| TASK DIRECTIONS |
The answer is one number: how many lines in the data below hold "TypeScript".

── DATA PROVIDED ──

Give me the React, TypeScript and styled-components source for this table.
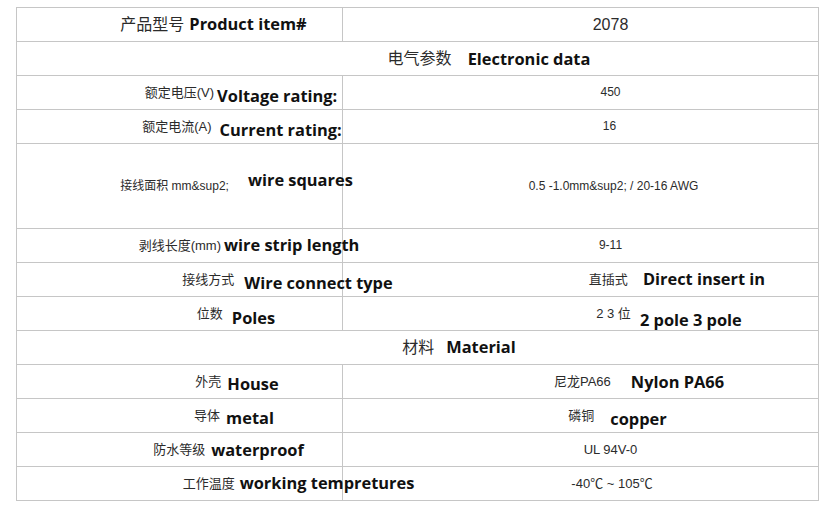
import React from "react";
import styled, { createGlobalStyle } from "styled-components";

const GlobalStyle = createGlobalStyle`
  body {
    margin: 0;
    background: #fff;
  }
`;

const line = "#c6c6c6";

const Page = styled.main`
  padding: 7px 0 0 16px;
`;

const Sheet = styled.section`
  width: 803px;
  box-sizing: border-box;
  border-top: 1px solid ${line};
  border-left: 1px solid ${line};
  font-family: "Liberation Sans", "Noto Sans CJK SC", sans-serif;
  color: #2b2b2b;
`;

const Row = styled.div<{ $tall?: boolean }>`
  display: grid;
  grid-template-columns: 326px 476px;
  height: ${(p) => (p.$tall ? 85 : 34)}px;
  box-sizing: border-box;
  border-bottom: 1px solid ${line};
  overflow: hidden;
`;

const Cell = styled.div<{ $shift: number; $gap: number; $span?: boolean }>`
  grid-column: ${(p) => (p.$span ? "1 / -1" : "auto")};
  display: flex;
  align-items: center;
  justify-content: center;
  gap: ${(p) => p.$gap}px;
  padding-left: ${(p) => Math.max(p.$shift * 2, 0)}px;
  padding-right: ${(p) => Math.max(-p.$shift * 2, 0)}px;
  border-right: 1px solid ${line};
  box-sizing: border-box;
  white-space: nowrap;
  min-width: 0;
`;

const Label = styled.span<{ $size: number }>`
  flex-shrink: 0;
  font-size: ${(p) => p.$size}px;
  line-height: 1.2;
`;

const Term = styled.span<{ $drop: number }>`
  flex-shrink: 0;
  font-family: "Open Sans", "Noto Sans CJK SC", sans-serif;
  font-weight: 700;
  font-size: 16.4px;
  line-height: 1.35;
  color: #111;
  margin-top: ${(p) => Math.max(p.$drop * 2, 0)}px;
  margin-bottom: ${(p) => Math.max(-p.$drop * 2, 0)}px;
`;

type Part = {
  cn: string;
  en?: string;
  size: number;
  shift: number;
  gap?: number;
  drop?: number;
};

type Line = { left?: Part; right?: Part; span?: Part; tall?: boolean };

const rows: Line[] = [
  {
    left: { cn: "产品型号", en: "Product item#", size: 16, shift: 34, gap: 5 },
    right: { cn: "2078", size: 16, shift: 30 },
  },
  { span: { cn: "电气参数", en: "Electronic data", size: 16, shift: 71.5, gap: 16, drop: 1 } },
  {
    left: { cn: "额定电压(V)", en: "Voltage rating:", size: 13, shift: 61.5, gap: 3, drop: 4 },
    right: { cn: "450", size: 12, shift: 30 },
  },
  {
    left: { cn: "额定电流(A)", en: "Current rating:", size: 13, shift: 62.5, gap: 8, drop: 4 },
    right: { cn: "16", size: 12, shift: 29 },
  },
  {
    tall: true,
    left: { cn: "接线面积 mm&sup2;", en: "wire squares", size: 12, shift: 57, gap: 19, drop: -6 },
    right: { cn: "0.5 -1.0mm&sup2; / 20-16 AWG", size: 12, shift: 33 },
  },
  {
    left: { cn: "剥线长度(mm)", en: "wire strip length", size: 13, shift: 69.5, gap: 3 },
    right: { cn: "9-11", size: 12, shift: 30 },
  },
  {
    left: { cn: "接线方式", en: "Wire connect type", size: 13, shift: 108, gap: 10, drop: 4 },
    right: { cn: "直插式", en: "Direct insert in", size: 13, shift: 96.5, gap: 15 },
  },
  {
    left: { cn: "位数", en: "Poles", size: 13, shift: 56.5, gap: 9, drop: 4 },
    right: { cn: "2 3 位", en: "2 pole 3 pole", size: 13, shift: 88.5, gap: 9, drop: 6 },
  },
  { span: { cn: "材料", en: "Material", size: 16, shift: 41.5, gap: 12 } },
  {
    left: { cn: "外壳", en: "House", size: 13, shift: 57.5, gap: 6, drop: 3 },
    right: { cn: "尼龙PA66", en: "Nylon PA66", size: 13, shift: 58.5, gap: 20, drop: 1 },
  },
  {
    left: { cn: "导体", en: "metal", size: 13, shift: 54.5, gap: 6, drop: 3 },
    right: { cn: "磷铜", en: "copper", size: 13, shift: 37, gap: 16, drop: 4 },
  },
  {
    left: { cn: "防水等级", en: "waterproof", size: 13, shift: 49, gap: 6, drop: 1 },
    right: { cn: "UL 94V-0", size: 13, shift: 30 },
  },
  {
    left: { cn: "工作温度", en: "working tempretures", size: 13, shift: 119, gap: 5 },
    right: { cn: "-40℃ ~ 105℃", size: 13, shift: 31.5 },
  },
];

function SpecCell({ part, span }: { part: Part; span?: boolean }) {
  return (
    <Cell $shift={part.shift} $gap={part.gap ?? 0} $span={span}>
      <Label $size={part.size}>{part.cn}</Label>
      {part.en && <Term $drop={part.drop ?? 0}>{part.en}</Term>}
    </Cell>
  );
}

export default function App() {
  return (
    <>
      <GlobalStyle />
      <Page>
        <Sheet>
          {rows.map((row, i) => (
            <Row key={i} $tall={row.tall}>
              {row.span ? (
                <SpecCell part={row.span} span />
              ) : (
                <>
                  {row.left && <SpecCell part={row.left} />}
                  {row.right && <SpecCell part={row.right} />}
                </>
              )}
            </Row>
          ))}
        </Sheet>
      </Page>
    </>
  );
}
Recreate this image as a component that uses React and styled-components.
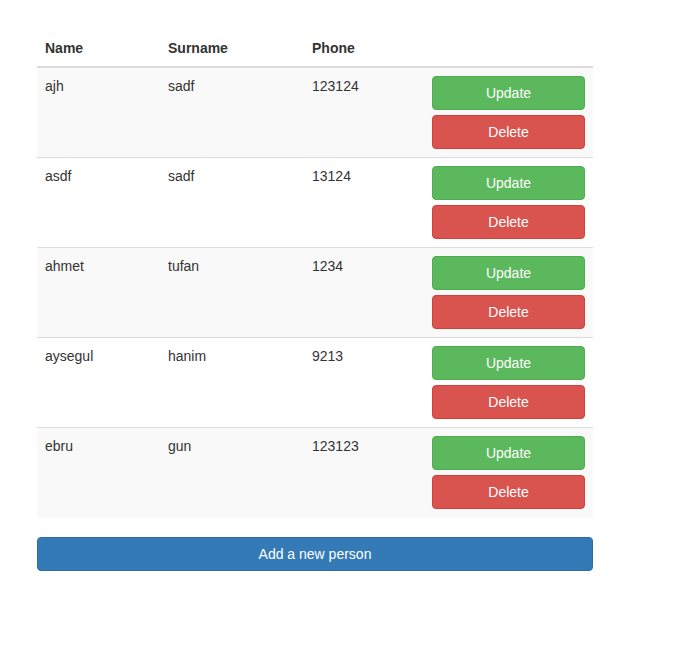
import React from "react";
import styled, { createGlobalStyle } from "styled-components";

const Global = createGlobalStyle`
  html, body { margin: 0; padding: 0; background: #fff; }
  body {
    font-family: "Liberation Sans", Arial, sans-serif;
    font-size: 14px;
    line-height: 1.42857143;
    color: #333;
  }
  * { box-sizing: border-box; }
`;

const Page = styled.div`
  padding: 30px 0 0 37px;
  width: 593px;
`;

const Table = styled.table`
  width: 556px;
  border-collapse: collapse;
  border-spacing: 0;
  table-layout: fixed;
`;

const Th = styled.th`
  text-align: left;
  font-weight: bold;
  padding: 8px;
  line-height: 20px;
  vertical-align: bottom;
  border-bottom: 2px solid #ddd;
  width: ${(p) => p.$w}px;
`;

const Tr = styled.tr`
  background: ${(p) => (p.$odd ? "#f9f9f9" : "#fff")};
`;

const Td = styled.td`
  padding: 8px;
  line-height: 20px;
  vertical-align: top;
  border-top: ${(p) => (p.$first ? "none" : "1px solid #ddd")};
`;

const Btn = styled.button`
  display: block;
  width: 100%;
  height: 34px;
  padding: 6px 12px;
  margin: ${(p) => (p.$stacked ? "5px 0 0" : "0")};
  font-family: "Liberation Sans", Arial, sans-serif;
  font-size: 14px;
  line-height: 20px;
  color: #fff;
  border-radius: 4px;
  cursor: pointer;
  background: ${(p) => p.$bg};
  border: 1px solid ${(p) => p.$bd};
`;

const AddBtn = styled(Btn)`
  width: 556px;
  margin-top: 20px;
`;

const people = [
  ["ajh", "sadf", "123124"],
  ["asdf", "sadf", "13124"],
  ["ahmet", "tufan", "1234"],
  ["aysegul", "hanim", "9213"],
  ["ebru", "gun", "123123"],
];

export default function App() {
  return (
    <Page>
      <Global />
      <Table>
        <thead>
          <tr>
            <Th $w={123}>Name</Th>
            <Th $w={144}>Surname</Th>
            <Th $w={120}>Phone</Th>
            <Th $w={169}></Th>
          </tr>
        </thead>
        <tbody>
          {people.map((p, i) => (
            <Tr key={i} $odd={i % 2 === 0}>
              <Td $first={i === 0}>{p[0]}</Td>
              <Td $first={i === 0}>{p[1]}</Td>
              <Td $first={i === 0}>{p[2]}</Td>
              <Td $first={i === 0}>
                <Btn $bg="#5cb85c" $bd="#4cae4c">Update</Btn>
                <Btn $stacked $bg="#d9534f" $bd="#d43f3a">Delete</Btn>
              </Td>
            </Tr>
          ))}
        </tbody>
      </Table>
      <AddBtn $bg="#337ab7" $bd="#2e6da4">Add a new person</AddBtn>
    </Page>
  );
}
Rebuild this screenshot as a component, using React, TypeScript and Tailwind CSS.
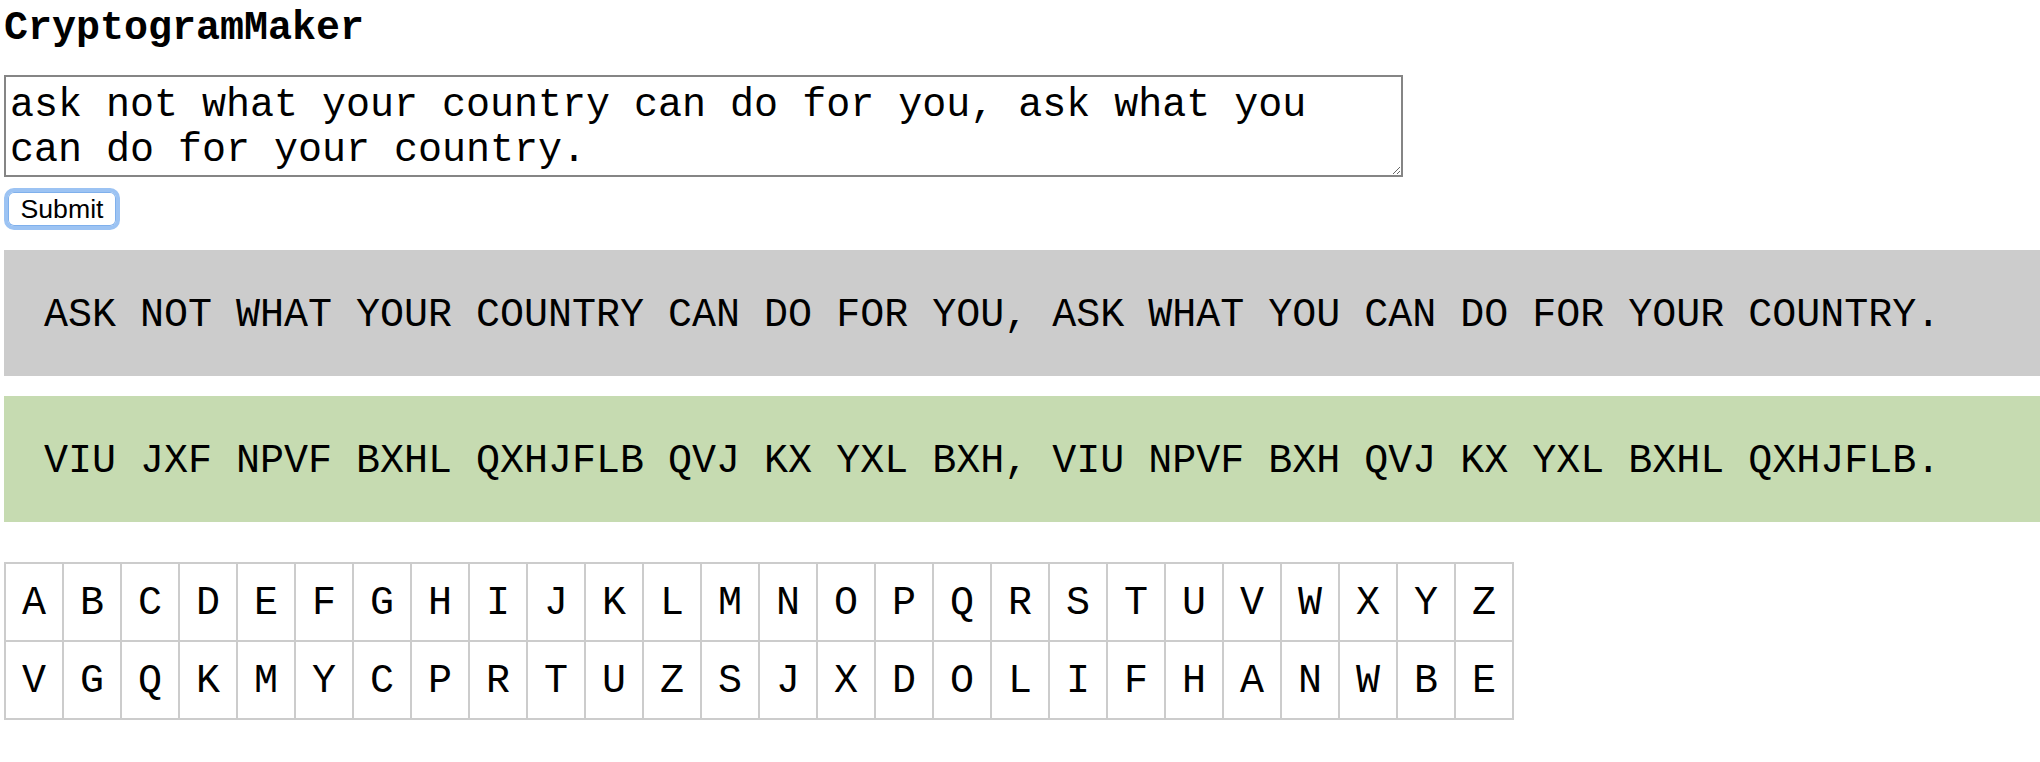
import React from 'react';

const plain = 'ASK NOT WHAT YOUR COUNTRY CAN DO FOR YOU, ASK WHAT YOU CAN DO FOR YOUR COUNTRY.';
const cipher = 'VIU JXF NPVF BXHL QXHJFLB QVJ KX YXL BXH, VIU NPVF BXH QVJ KX YXL BXHL QXHJFLB.';
const alphabet = 'ABCDEFGHIJKLMNOPQRSTUVWXYZ'.split('');
const key = 'VGQKMYCPRTUZSJXDOLIFHANWBE'.split('');

const App: React.FC = () => {
  return (
    <div className="pl-[4px] pt-[6px] font-['Liberation_Mono','Courier_New',monospace] text-black bg-white min-h-[762px]">
      <div className="text-[40px] font-bold leading-[45px]">CryptogramMaker</div>

      <textarea
        className="block mt-[24px] w-[1399px] h-[102px] border-2 border-[#858585] pt-[6px] pb-[2px] px-[4px] text-[40px] leading-[45px] font-['Liberation_Mono','Courier_New',monospace] text-black outline-none"
        defaultValue="ask not what your country can do for you, ask what you can do for your country."
      />

      <button className="block mt-[11px] w-[116px] h-[42px] rounded-[10px] border-[4px] border-[#9cc3f3] bg-white shadow-[inset_0_0_0_1px_#7fb0ec] font-['Liberation_Sans',Arial,sans-serif] text-[26.67px] leading-none text-black">
        Submit
      </button>

      <div className="mt-[20px] bg-[#cccccc] pt-[43px] pb-[37px] px-[40px] text-[40px] leading-[46px] whitespace-nowrap">{plain}</div>
      <div className="mt-[20px] bg-[#c6dbb1] pt-[43px] pb-[37px] px-[40px] text-[40px] leading-[46px] whitespace-nowrap">{cipher}</div>

      <div className="mt-[40px] inline-grid grid-cols-[repeat(26,58px)] border-l-2 border-t-2 border-[#cccccc] text-[40px]">
        {alphabet.map((ch) => (
          <div key={'a' + ch} className="h-[78px] pt-[4px] border-r-2 border-b-2 border-[#cccccc] flex items-center justify-center">
            {ch}
          </div>
        ))}
        {key.map((ch, i) => (
          <div key={'k' + i} className="h-[78px] pt-[4px] border-r-2 border-b-2 border-[#cccccc] flex items-center justify-center">
            {ch}
          </div>
        ))}
      </div>
    </div>
  );
};

export default App;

───

| TASK ANSWER |
2